━━ Dataset section
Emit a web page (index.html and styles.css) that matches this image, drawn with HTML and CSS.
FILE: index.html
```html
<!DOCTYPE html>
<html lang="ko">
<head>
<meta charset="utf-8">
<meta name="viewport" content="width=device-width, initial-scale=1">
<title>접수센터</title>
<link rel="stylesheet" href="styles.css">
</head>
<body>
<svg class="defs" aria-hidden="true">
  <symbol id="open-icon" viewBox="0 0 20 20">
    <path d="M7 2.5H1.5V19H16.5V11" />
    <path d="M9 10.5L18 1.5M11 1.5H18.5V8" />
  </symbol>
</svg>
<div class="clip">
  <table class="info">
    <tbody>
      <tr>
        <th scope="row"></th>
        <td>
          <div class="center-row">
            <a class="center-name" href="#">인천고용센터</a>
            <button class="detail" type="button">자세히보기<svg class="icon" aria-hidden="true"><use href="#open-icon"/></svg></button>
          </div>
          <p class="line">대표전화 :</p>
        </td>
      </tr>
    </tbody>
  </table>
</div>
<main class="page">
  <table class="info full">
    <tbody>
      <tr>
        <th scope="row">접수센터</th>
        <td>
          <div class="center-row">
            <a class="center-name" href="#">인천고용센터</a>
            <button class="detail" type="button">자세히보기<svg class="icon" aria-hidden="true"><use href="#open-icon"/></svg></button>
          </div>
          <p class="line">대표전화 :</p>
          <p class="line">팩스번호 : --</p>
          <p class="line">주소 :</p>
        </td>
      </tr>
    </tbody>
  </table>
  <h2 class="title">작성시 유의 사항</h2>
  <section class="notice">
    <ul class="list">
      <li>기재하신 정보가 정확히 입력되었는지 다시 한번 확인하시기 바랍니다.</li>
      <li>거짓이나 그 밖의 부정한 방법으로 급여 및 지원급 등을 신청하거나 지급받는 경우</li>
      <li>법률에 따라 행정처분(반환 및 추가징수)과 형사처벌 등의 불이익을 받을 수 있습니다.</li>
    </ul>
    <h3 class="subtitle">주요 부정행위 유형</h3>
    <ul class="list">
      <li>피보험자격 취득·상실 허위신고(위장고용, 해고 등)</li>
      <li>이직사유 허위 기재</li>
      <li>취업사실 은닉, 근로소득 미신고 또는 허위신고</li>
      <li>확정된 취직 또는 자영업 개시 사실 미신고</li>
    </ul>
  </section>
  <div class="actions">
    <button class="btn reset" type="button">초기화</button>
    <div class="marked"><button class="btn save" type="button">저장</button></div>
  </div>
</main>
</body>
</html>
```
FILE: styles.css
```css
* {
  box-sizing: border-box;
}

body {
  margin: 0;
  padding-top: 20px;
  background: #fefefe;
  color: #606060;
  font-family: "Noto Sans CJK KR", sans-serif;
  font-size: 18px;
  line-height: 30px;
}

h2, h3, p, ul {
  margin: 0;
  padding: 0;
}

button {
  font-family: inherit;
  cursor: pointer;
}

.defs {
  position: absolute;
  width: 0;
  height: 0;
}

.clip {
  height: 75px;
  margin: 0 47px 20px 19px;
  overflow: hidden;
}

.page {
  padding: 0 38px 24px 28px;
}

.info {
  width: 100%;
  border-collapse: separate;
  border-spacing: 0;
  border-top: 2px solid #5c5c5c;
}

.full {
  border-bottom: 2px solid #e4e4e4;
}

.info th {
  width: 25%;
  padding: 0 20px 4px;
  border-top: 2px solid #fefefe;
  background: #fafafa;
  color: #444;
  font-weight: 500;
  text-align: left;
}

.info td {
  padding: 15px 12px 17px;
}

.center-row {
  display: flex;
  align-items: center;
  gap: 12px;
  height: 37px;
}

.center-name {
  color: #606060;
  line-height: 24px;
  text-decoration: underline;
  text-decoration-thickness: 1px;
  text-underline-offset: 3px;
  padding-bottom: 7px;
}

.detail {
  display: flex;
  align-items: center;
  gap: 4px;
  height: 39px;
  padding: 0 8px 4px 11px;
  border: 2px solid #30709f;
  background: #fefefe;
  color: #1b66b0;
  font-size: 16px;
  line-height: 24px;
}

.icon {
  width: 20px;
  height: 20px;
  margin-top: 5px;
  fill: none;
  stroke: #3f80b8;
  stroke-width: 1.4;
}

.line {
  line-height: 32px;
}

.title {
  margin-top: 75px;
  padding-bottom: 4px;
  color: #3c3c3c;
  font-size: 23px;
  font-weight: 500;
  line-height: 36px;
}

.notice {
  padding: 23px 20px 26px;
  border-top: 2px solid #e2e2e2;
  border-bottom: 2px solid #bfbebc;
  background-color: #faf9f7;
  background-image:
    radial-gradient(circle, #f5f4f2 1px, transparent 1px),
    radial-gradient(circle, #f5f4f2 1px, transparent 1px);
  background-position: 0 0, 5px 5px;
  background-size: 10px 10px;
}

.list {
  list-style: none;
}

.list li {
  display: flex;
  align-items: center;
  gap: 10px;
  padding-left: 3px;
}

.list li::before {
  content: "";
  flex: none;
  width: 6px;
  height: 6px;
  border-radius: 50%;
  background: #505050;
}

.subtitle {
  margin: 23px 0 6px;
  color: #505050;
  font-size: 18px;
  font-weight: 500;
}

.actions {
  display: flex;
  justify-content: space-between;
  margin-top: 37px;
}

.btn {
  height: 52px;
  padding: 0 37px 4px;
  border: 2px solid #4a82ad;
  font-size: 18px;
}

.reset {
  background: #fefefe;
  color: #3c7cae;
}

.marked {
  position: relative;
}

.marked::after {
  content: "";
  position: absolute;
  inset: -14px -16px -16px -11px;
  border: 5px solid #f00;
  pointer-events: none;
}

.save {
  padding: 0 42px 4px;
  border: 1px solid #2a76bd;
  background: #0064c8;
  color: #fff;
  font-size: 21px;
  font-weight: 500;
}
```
━━━━
Gather all lines where the word "image" appears.

→ Result for this task
Emit a web page (index.html and styles.css) that matches this image, drawn with HTML and CSS.
  background-image:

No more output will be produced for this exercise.